Copy out each line of the listing that has the word "this" in it.

-- Provided records --
= = =

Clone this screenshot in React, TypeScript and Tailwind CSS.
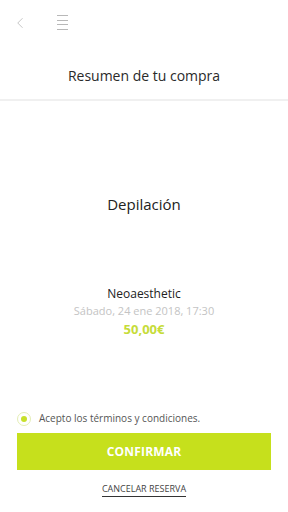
import { ChevronLeft } from 'lucide-react'

const font = { fontFamily: '"Open Sans", "Liberation Sans", sans-serif' }

/**
 * Purchase summary screen.
 */
export default function App() {
  return (
    <div
      className="flex h-[512px] w-[288px] flex-col bg-white text-[#222]"
      style={font}
    >
      {/* top bar */}
      <div className="flex h-[45px] items-center gap-[28px] pl-[11px]">
        <ChevronLeft className="h-[18px] w-[18px] text-[#c0c0c0]" strokeWidth={1.2} />
        <div className="flex w-[11px] flex-col gap-[3.5px]">
          <span className="h-px w-full bg-[#b8b8b8]" />
          <span className="h-px w-full bg-[#b8b8b8]" />
          <span className="h-px w-full bg-[#b8b8b8]" />
          <span className="h-px w-full bg-[#b8b8b8]" />
        </div>
      </div>

      <h1 className="mt-[21px] text-center text-[14px] leading-[20px] text-[#2a2a2a]">
        Resumen de tu compra
      </h1>
      <div className="mt-[13px] h-[2px] bg-[#f0f0f0]" />

      <div className="flex flex-1 flex-col items-center">
        <p className="mt-[93px] text-[15px] leading-[20px] text-[#222]">Depilación</p>
        <p className="mt-[72px] text-[12px] leading-[16px] text-[#222]">Neoaesthetic</p>
        <p className="mt-[1px] text-[11px] leading-[16px] text-[#c4c4c4]">
          Sábado, 24 ene 2018, 17:30
        </p>
        <p className="mt-[1px] text-[13px] font-bold leading-[18px] text-[#c6dc3a]">
          50,00€
        </p>
      </div>

      <div className="px-[17px] pb-[14px]">
        <label className="flex items-center gap-[8px]">
          <span className="flex h-[14px] w-[14px] items-center justify-center rounded-full border border-[#e4eeb4]">
            <span className="h-[6px] w-[6px] rounded-full bg-[#c7e02a]" />
          </span>
          <span className="text-[10px] text-[#555]">Acepto los términos y condiciones.</span>
        </label>
        <button
          type="button"
          className="mt-[7px] h-[37px] w-full bg-[#c6e01c] text-[12px] font-bold tracking-[0.2px] text-white"
        >
          CONFIRMAR
        </button>
        <div className="mt-[4px] text-center">
          <span className="border-b border-[#333] pb-[1px] text-[9px] text-[#444]">
            CANCELAR RESERVA
          </span>
        </div>
      </div>
    </div>
  )
}
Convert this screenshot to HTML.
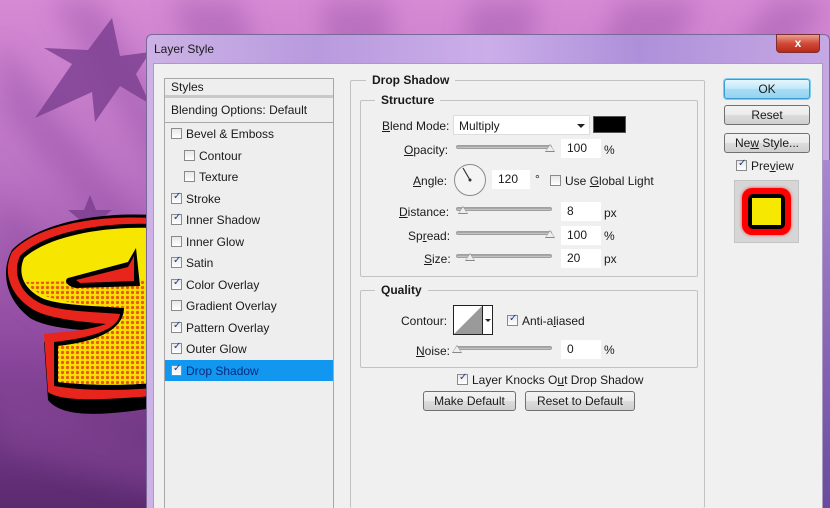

= = =

-- Problem solution --
Clone this screenshot in React, TypeScript and Tailwind CSS.
Convert this screenshot to HTML.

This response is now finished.